Written exercise >> Make an exact copy of all the entries, with the pictures left out.

--

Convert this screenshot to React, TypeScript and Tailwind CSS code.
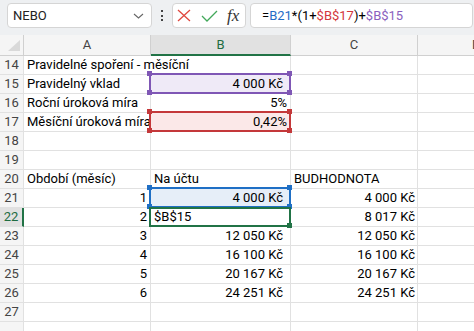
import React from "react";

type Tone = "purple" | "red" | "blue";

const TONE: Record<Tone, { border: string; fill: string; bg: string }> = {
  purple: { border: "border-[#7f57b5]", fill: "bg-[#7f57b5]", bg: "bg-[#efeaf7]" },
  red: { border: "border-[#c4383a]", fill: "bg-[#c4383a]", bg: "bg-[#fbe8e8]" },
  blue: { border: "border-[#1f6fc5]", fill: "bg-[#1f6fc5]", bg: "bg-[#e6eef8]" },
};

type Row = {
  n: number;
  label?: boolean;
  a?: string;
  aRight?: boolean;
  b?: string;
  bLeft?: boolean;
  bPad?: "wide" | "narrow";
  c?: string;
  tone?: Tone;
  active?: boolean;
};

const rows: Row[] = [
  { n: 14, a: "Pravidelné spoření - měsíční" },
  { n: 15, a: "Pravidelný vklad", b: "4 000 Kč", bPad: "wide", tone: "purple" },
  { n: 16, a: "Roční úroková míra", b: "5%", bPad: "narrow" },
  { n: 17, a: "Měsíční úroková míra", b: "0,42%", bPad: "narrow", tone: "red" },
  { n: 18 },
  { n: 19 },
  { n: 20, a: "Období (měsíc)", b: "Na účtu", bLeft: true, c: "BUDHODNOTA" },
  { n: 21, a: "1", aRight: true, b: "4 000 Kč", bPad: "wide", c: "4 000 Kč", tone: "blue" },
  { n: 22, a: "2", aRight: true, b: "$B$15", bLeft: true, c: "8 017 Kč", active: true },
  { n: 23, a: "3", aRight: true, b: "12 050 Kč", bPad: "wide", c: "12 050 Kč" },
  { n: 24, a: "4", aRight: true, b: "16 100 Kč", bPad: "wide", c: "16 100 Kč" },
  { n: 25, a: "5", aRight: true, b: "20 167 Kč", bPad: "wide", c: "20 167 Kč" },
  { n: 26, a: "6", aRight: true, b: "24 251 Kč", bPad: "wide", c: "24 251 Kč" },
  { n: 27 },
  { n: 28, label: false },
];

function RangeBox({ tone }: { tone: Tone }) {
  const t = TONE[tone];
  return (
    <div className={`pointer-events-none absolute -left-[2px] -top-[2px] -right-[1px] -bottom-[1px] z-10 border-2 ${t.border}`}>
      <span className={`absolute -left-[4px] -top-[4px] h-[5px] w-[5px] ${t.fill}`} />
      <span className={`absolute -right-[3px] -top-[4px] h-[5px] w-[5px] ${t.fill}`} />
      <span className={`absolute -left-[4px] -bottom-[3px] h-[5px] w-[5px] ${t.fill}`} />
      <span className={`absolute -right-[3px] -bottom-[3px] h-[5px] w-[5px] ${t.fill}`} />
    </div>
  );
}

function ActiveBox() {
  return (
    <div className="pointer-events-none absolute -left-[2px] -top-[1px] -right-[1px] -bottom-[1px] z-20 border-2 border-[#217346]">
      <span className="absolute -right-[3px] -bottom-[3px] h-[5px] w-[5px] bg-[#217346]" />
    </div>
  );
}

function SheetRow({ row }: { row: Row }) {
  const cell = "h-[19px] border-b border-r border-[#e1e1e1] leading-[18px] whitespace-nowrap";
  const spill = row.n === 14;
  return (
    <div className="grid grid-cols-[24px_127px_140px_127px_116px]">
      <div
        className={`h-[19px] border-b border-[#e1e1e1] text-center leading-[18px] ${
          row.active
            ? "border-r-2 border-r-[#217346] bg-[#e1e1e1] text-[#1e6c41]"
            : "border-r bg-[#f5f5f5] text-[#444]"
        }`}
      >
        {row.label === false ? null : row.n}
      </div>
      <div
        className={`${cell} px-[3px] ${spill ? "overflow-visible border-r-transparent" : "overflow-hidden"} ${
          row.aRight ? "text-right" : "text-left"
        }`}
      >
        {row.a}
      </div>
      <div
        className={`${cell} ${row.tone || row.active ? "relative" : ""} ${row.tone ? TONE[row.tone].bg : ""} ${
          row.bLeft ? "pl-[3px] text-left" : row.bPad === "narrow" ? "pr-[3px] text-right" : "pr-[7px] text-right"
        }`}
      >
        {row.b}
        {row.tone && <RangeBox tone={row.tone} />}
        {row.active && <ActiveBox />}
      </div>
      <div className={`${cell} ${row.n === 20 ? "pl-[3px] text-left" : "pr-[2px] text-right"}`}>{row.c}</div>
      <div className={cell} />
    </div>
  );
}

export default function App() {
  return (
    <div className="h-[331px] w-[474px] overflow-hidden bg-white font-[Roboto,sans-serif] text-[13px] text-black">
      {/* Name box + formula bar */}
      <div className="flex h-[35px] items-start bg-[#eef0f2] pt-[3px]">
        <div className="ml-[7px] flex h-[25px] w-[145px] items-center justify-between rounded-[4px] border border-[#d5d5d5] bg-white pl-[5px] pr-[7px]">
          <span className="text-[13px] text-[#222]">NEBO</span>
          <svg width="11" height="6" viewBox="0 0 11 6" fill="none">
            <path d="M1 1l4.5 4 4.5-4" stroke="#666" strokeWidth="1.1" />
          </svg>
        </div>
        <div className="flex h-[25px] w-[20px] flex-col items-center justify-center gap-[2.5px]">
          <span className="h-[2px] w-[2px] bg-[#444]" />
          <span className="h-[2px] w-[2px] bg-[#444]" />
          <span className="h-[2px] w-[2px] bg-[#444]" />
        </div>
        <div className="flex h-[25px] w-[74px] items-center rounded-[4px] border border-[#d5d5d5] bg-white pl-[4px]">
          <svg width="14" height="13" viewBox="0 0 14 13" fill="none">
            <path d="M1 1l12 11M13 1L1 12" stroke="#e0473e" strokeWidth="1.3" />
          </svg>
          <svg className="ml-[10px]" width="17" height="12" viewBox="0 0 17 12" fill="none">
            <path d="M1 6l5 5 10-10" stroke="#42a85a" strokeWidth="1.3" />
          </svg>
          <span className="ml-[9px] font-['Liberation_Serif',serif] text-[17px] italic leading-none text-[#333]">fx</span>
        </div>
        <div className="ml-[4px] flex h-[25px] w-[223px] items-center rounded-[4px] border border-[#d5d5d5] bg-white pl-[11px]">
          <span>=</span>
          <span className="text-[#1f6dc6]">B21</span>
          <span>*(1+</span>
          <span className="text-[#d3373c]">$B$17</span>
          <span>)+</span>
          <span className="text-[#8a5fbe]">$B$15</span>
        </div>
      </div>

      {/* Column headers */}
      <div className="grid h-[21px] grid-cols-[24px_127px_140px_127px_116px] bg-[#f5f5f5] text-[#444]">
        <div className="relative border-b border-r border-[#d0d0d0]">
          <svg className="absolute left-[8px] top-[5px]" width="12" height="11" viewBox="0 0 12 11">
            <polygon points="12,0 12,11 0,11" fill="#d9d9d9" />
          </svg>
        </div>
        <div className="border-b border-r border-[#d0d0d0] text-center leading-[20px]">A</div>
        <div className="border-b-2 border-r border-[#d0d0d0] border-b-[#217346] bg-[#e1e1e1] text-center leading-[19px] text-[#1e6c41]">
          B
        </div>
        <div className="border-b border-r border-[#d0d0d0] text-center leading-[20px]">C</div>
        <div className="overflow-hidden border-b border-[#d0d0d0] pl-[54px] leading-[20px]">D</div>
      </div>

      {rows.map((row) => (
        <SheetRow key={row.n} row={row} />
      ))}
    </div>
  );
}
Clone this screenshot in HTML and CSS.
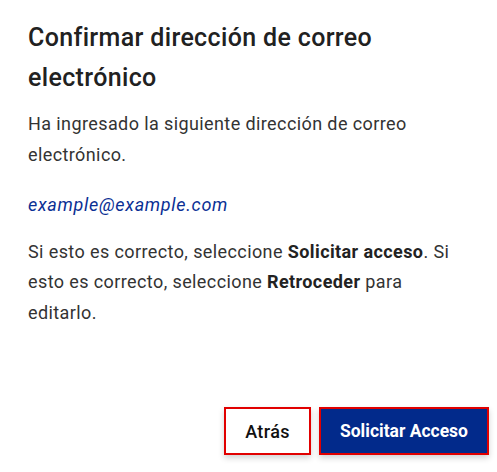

--

Solved problem >>
Convert this screenshot to React, TypeScript and Tailwind CSS code.
import React from "react";

type Tone = "purple" | "red" | "blue";

const TONE: Record<Tone, { border: string; fill: string; bg: string }> = {
  purple: { border: "border-[#7f57b5]", fill: "bg-[#7f57b5]", bg: "bg-[#efeaf7]" },
  red: { border: "border-[#c4383a]", fill: "bg-[#c4383a]", bg: "bg-[#fbe8e8]" },
  blue: { border: "border-[#1f6fc5]", fill: "bg-[#1f6fc5]", bg: "bg-[#e6eef8]" },
};

type Row = {
  n: number;
  label?: boolean;
  a?: string;
  aRight?: boolean;
  b?: string;
  bLeft?: boolean;
  bPad?: "wide" | "narrow";
  c?: string;
  tone?: Tone;
  active?: boolean;
};

const rows: Row[] = [
  { n: 14, a: "Pravidelné spoření - měsíční" },
  { n: 15, a: "Pravidelný vklad", b: "4 000 Kč", bPad: "wide", tone: "purple" },
  { n: 16, a: "Roční úroková míra", b: "5%", bPad: "narrow" },
  { n: 17, a: "Měsíční úroková míra", b: "0,42%", bPad: "narrow", tone: "red" },
  { n: 18 },
  { n: 19 },
  { n: 20, a: "Období (měsíc)", b: "Na účtu", bLeft: true, c: "BUDHODNOTA" },
  { n: 21, a: "1", aRight: true, b: "4 000 Kč", bPad: "wide", c: "4 000 Kč", tone: "blue" },
  { n: 22, a: "2", aRight: true, b: "$B$15", bLeft: true, c: "8 017 Kč", active: true },
  { n: 23, a: "3", aRight: true, b: "12 050 Kč", bPad: "wide", c: "12 050 Kč" },
  { n: 24, a: "4", aRight: true, b: "16 100 Kč", bPad: "wide", c: "16 100 Kč" },
  { n: 25, a: "5", aRight: true, b: "20 167 Kč", bPad: "wide", c: "20 167 Kč" },
  { n: 26, a: "6", aRight: true, b: "24 251 Kč", bPad: "wide", c: "24 251 Kč" },
  { n: 27 },
  { n: 28, label: false },
];

function RangeBox({ tone }: { tone: Tone }) {
  const t = TONE[tone];
  return (
    <div className={`pointer-events-none absolute -left-[2px] -top-[2px] -right-[1px] -bottom-[1px] z-10 border-2 ${t.border}`}>
      <span className={`absolute -left-[4px] -top-[4px] h-[5px] w-[5px] ${t.fill}`} />
      <span className={`absolute -right-[3px] -top-[4px] h-[5px] w-[5px] ${t.fill}`} />
      <span className={`absolute -left-[4px] -bottom-[3px] h-[5px] w-[5px] ${t.fill}`} />
      <span className={`absolute -right-[3px] -bottom-[3px] h-[5px] w-[5px] ${t.fill}`} />
    </div>
  );
}

function ActiveBox() {
  return (
    <div className="pointer-events-none absolute -left-[2px] -top-[1px] -right-[1px] -bottom-[1px] z-20 border-2 border-[#217346]">
      <span className="absolute -right-[3px] -bottom-[3px] h-[5px] w-[5px] bg-[#217346]" />
    </div>
  );
}

function SheetRow({ row }: { row: Row }) {
  const cell = "h-[19px] border-b border-r border-[#e1e1e1] leading-[18px] whitespace-nowrap";
  const spill = row.n === 14;
  return (
    <div className="grid grid-cols-[24px_127px_140px_127px_116px]">
      <div
        className={`h-[19px] border-b border-[#e1e1e1] text-center leading-[18px] ${
          row.active
            ? "border-r-2 border-r-[#217346] bg-[#e1e1e1] text-[#1e6c41]"
            : "border-r bg-[#f5f5f5] text-[#444]"
        }`}
      >
        {row.label === false ? null : row.n}
      </div>
      <div
        className={`${cell} px-[3px] ${spill ? "overflow-visible border-r-transparent" : "overflow-hidden"} ${
          row.aRight ? "text-right" : "text-left"
        }`}
      >
        {row.a}
      </div>
      <div
        className={`${cell} ${row.tone || row.active ? "relative" : ""} ${row.tone ? TONE[row.tone].bg : ""} ${
          row.bLeft ? "pl-[3px] text-left" : row.bPad === "narrow" ? "pr-[3px] text-right" : "pr-[7px] text-right"
        }`}
      >
        {row.b}
        {row.tone && <RangeBox tone={row.tone} />}
        {row.active && <ActiveBox />}
      </div>
      <div className={`${cell} ${row.n === 20 ? "pl-[3px] text-left" : "pr-[2px] text-right"}`}>{row.c}</div>
      <div className={cell} />
    </div>
  );
}

export default function App() {
  return (
    <div className="h-[331px] w-[474px] overflow-hidden bg-white font-[Roboto,sans-serif] text-[13px] text-black">
      {/* Name box + formula bar */}
      <div className="flex h-[35px] items-start bg-[#eef0f2] pt-[3px]">
        <div className="ml-[7px] flex h-[25px] w-[145px] items-center justify-between rounded-[4px] border border-[#d5d5d5] bg-white pl-[5px] pr-[7px]">
          <span className="text-[13px] text-[#222]">NEBO</span>
          <svg width="11" height="6" viewBox="0 0 11 6" fill="none">
            <path d="M1 1l4.5 4 4.5-4" stroke="#666" strokeWidth="1.1" />
          </svg>
        </div>
        <div className="flex h-[25px] w-[20px] flex-col items-center justify-center gap-[2.5px]">
          <span className="h-[2px] w-[2px] bg-[#444]" />
          <span className="h-[2px] w-[2px] bg-[#444]" />
          <span className="h-[2px] w-[2px] bg-[#444]" />
        </div>
        <div className="flex h-[25px] w-[74px] items-center rounded-[4px] border border-[#d5d5d5] bg-white pl-[4px]">
          <svg width="14" height="13" viewBox="0 0 14 13" fill="none">
            <path d="M1 1l12 11M13 1L1 12" stroke="#e0473e" strokeWidth="1.3" />
          </svg>
          <svg className="ml-[10px]" width="17" height="12" viewBox="0 0 17 12" fill="none">
            <path d="M1 6l5 5 10-10" stroke="#42a85a" strokeWidth="1.3" />
          </svg>
          <span className="ml-[9px] font-['Liberation_Serif',serif] text-[17px] italic leading-none text-[#333]">fx</span>
        </div>
        <div className="ml-[4px] flex h-[25px] w-[223px] items-center rounded-[4px] border border-[#d5d5d5] bg-white pl-[11px]">
          <span>=</span>
          <span className="text-[#1f6dc6]">B21</span>
          <span>*(1+</span>
          <span className="text-[#d3373c]">$B$17</span>
          <span>)+</span>
          <span className="text-[#8a5fbe]">$B$15</span>
        </div>
      </div>

      {/* Column headers */}
      <div className="grid h-[21px] grid-cols-[24px_127px_140px_127px_116px] bg-[#f5f5f5] text-[#444]">
        <div className="relative border-b border-r border-[#d0d0d0]">
          <svg className="absolute left-[8px] top-[5px]" width="12" height="11" viewBox="0 0 12 11">
            <polygon points="12,0 12,11 0,11" fill="#d9d9d9" />
          </svg>
        </div>
        <div className="border-b border-r border-[#d0d0d0] text-center leading-[20px]">A</div>
        <div className="border-b-2 border-r border-[#d0d0d0] border-b-[#217346] bg-[#e1e1e1] text-center leading-[19px] text-[#1e6c41]">
          B
        </div>
        <div className="border-b border-r border-[#d0d0d0] text-center leading-[20px]">C</div>
        <div className="overflow-hidden border-b border-[#d0d0d0] pl-[54px] leading-[20px]">D</div>
      </div>

      {rows.map((row) => (
        <SheetRow key={row.n} row={row} />
      ))}
    </div>
  );
}
Clone this screenshot in HTML and CSS.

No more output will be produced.